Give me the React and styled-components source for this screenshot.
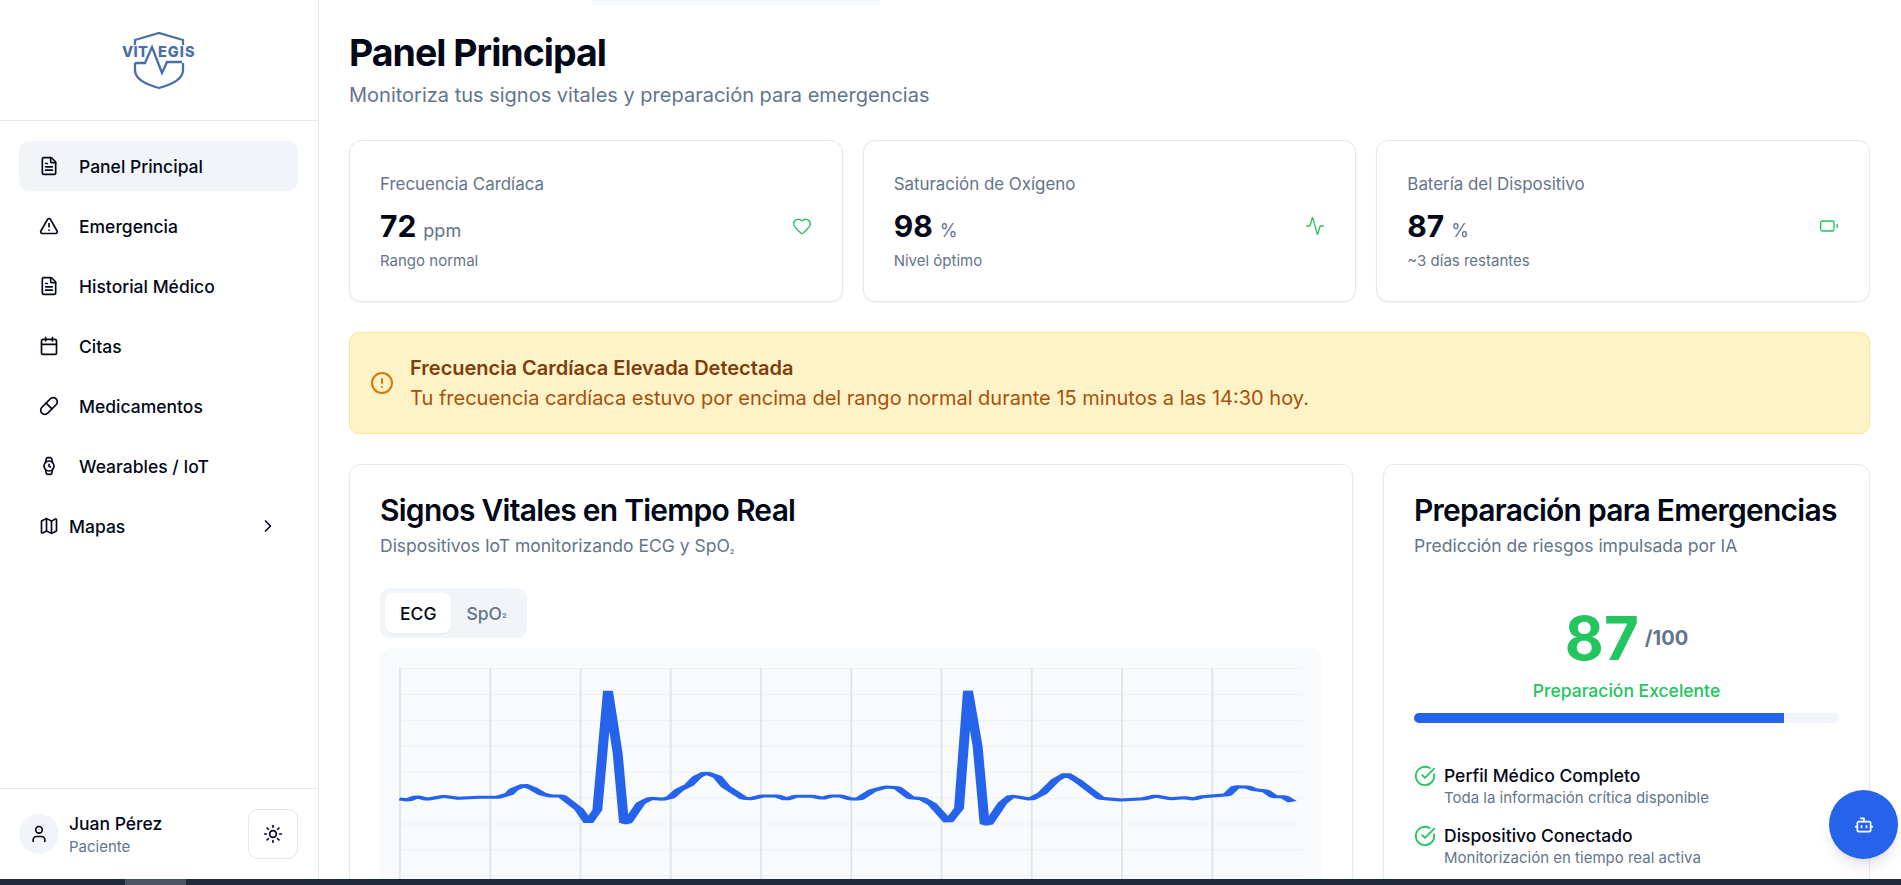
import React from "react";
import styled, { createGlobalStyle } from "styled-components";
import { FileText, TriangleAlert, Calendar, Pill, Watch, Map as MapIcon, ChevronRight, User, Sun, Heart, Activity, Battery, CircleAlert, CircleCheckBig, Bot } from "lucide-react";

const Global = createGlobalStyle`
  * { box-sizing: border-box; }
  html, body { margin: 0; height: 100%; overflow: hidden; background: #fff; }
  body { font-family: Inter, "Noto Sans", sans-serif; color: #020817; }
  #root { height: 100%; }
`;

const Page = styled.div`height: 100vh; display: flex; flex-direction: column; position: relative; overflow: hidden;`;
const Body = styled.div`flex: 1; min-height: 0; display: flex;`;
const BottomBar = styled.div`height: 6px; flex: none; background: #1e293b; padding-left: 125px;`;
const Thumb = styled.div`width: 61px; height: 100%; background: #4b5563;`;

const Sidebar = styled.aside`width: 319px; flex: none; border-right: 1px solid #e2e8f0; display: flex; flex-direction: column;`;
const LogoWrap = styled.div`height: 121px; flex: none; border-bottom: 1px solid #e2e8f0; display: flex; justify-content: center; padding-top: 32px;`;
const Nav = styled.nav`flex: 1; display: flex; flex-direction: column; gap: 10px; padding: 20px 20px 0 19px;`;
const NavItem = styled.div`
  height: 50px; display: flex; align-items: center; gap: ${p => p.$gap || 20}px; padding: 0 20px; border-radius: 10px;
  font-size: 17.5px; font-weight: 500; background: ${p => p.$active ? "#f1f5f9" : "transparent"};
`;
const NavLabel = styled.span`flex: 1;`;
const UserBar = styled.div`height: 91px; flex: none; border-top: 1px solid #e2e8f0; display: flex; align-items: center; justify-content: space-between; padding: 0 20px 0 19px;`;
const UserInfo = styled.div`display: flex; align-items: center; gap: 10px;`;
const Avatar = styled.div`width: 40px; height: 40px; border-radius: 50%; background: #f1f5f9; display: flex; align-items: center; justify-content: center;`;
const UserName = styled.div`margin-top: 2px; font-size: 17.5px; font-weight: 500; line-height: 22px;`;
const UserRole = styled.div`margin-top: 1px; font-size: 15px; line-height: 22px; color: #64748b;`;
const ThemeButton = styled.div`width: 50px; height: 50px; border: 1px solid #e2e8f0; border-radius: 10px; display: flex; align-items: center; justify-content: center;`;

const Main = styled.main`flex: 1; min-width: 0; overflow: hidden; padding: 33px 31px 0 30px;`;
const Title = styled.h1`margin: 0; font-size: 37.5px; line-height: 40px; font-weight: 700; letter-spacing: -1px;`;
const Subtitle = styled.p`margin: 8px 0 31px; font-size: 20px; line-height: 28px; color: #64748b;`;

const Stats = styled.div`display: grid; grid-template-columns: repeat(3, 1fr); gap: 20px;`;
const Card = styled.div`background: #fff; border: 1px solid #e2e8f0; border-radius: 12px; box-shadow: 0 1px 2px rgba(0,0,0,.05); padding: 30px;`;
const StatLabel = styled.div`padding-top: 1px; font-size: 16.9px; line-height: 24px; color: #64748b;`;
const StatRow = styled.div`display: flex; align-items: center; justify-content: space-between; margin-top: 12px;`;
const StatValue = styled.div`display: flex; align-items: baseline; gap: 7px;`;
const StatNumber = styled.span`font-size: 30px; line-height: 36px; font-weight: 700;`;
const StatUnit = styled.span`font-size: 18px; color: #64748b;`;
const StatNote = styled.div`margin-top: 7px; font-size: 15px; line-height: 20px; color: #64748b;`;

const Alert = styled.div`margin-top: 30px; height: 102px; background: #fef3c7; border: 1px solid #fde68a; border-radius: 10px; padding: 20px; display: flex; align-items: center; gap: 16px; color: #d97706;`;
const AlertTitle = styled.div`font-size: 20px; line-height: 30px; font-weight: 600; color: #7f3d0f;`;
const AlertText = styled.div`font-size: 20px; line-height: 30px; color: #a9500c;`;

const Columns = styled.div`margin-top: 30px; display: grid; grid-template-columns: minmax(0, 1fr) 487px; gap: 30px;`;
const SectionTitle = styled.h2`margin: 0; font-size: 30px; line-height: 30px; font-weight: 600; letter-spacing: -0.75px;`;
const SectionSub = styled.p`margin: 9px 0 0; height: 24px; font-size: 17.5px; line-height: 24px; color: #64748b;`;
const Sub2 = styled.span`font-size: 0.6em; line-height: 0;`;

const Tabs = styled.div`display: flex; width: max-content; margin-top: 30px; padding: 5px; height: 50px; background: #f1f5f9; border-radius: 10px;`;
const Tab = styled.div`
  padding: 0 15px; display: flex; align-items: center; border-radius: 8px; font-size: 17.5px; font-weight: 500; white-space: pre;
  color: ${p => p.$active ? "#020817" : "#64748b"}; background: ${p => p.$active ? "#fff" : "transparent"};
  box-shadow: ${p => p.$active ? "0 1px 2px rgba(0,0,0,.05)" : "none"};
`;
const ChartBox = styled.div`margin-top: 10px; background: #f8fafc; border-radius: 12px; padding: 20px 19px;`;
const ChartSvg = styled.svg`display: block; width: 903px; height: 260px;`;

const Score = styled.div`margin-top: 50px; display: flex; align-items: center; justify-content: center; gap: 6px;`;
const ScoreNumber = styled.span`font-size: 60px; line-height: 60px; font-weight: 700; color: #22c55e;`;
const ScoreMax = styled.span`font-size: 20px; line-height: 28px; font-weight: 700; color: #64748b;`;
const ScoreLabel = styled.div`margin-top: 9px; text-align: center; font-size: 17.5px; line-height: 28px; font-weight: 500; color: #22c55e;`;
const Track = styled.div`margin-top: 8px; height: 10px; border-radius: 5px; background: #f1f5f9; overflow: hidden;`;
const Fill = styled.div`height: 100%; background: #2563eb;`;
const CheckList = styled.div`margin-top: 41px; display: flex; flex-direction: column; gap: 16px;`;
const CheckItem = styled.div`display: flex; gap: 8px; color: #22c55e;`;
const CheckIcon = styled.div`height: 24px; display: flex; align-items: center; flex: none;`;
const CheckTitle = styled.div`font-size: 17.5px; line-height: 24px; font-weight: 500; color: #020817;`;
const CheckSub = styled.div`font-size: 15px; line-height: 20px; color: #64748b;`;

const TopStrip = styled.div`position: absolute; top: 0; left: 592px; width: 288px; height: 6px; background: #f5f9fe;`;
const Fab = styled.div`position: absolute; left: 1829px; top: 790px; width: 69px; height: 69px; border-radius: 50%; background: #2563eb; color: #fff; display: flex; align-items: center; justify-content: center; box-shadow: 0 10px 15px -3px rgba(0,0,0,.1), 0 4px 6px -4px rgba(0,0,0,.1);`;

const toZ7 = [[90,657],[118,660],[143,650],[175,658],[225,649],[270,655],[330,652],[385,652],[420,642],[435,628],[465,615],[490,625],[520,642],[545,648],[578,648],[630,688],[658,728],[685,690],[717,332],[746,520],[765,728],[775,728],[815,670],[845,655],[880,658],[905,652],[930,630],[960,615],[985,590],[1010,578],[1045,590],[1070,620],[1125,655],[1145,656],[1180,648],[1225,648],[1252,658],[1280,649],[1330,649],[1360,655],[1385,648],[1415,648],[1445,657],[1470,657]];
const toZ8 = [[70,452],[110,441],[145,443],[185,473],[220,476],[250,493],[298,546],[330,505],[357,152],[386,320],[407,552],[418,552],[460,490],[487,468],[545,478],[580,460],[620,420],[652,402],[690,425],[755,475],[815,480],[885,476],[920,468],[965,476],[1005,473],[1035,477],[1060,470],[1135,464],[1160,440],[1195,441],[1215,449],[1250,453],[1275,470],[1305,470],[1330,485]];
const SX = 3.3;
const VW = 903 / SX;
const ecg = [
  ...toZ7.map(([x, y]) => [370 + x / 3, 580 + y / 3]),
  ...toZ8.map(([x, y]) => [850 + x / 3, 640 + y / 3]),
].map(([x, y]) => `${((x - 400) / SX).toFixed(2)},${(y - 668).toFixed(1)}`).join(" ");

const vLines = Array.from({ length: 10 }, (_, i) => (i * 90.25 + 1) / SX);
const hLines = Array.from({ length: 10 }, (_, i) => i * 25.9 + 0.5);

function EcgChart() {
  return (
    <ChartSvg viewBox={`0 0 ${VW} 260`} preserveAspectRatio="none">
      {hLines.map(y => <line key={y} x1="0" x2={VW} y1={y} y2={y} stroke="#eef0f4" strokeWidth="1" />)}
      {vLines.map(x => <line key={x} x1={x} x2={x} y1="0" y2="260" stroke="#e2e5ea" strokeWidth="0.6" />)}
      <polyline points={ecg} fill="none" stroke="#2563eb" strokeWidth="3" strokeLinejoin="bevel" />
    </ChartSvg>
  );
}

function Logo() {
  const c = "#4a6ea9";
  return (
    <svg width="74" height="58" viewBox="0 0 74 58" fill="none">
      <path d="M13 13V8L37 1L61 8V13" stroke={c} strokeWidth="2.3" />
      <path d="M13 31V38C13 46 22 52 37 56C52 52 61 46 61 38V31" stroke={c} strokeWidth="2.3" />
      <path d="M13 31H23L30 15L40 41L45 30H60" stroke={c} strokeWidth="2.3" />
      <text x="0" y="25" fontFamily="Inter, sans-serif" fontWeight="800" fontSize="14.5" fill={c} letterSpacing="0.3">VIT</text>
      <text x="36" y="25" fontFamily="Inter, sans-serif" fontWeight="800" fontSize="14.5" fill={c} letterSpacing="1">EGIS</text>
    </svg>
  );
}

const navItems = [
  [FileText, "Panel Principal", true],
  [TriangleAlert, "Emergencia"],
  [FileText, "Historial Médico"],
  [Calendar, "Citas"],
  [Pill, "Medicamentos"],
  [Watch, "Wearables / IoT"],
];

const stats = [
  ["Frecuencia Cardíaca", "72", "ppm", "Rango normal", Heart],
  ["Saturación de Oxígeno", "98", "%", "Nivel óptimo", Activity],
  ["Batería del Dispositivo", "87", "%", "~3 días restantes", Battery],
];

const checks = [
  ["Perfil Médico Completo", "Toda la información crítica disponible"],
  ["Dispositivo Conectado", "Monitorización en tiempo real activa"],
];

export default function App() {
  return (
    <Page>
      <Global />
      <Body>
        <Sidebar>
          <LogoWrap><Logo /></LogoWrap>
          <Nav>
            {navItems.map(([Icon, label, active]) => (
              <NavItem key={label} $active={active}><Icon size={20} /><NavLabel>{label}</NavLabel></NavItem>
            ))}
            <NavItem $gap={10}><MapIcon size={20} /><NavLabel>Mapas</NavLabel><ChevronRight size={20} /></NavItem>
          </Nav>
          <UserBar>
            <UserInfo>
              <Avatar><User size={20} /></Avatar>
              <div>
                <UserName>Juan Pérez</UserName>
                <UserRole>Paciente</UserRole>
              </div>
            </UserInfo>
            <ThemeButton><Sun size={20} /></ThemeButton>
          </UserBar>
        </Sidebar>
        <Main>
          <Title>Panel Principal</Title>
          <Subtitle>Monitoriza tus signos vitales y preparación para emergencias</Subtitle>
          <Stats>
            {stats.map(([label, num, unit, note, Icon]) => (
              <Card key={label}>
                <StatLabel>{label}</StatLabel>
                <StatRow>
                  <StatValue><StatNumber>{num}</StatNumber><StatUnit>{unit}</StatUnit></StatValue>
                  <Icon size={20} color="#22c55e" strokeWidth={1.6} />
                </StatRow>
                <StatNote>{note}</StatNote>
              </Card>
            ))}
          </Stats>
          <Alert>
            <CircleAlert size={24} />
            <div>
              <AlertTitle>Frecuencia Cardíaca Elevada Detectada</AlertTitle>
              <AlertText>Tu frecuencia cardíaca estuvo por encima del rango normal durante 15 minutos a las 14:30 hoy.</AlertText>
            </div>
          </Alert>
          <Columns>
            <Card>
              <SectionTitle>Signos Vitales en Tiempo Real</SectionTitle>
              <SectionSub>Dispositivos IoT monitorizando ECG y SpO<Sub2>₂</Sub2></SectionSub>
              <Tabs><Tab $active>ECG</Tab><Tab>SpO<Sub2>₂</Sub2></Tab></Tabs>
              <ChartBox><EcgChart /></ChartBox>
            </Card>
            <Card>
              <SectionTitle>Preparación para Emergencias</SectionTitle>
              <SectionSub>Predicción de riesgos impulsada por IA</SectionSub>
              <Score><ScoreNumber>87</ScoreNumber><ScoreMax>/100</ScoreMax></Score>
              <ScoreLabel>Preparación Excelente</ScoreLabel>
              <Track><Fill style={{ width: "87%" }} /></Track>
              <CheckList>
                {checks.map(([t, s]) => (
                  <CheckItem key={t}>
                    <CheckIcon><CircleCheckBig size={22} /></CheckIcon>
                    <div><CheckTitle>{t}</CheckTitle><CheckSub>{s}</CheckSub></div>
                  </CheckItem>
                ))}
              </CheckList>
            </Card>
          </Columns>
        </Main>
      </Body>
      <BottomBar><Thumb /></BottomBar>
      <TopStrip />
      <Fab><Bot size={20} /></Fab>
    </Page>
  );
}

> **SHORT TASK**
Quote, exactly and only, the lines from the first line of the data above through the line containing "Pill, Watch, Map". The pictures do not belong in it.

> **COMPLETE RESPONSE**
Give me the React and styled-components source for this screenshot.
import React from "react";
import styled, { createGlobalStyle } from "styled-components";
import { FileText, TriangleAlert, Calendar, Pill, Watch, Map as MapIcon, ChevronRight, User, Sun, Heart, Activity, Battery, CircleAlert, CircleCheckBig, Bot } from "lucide-react";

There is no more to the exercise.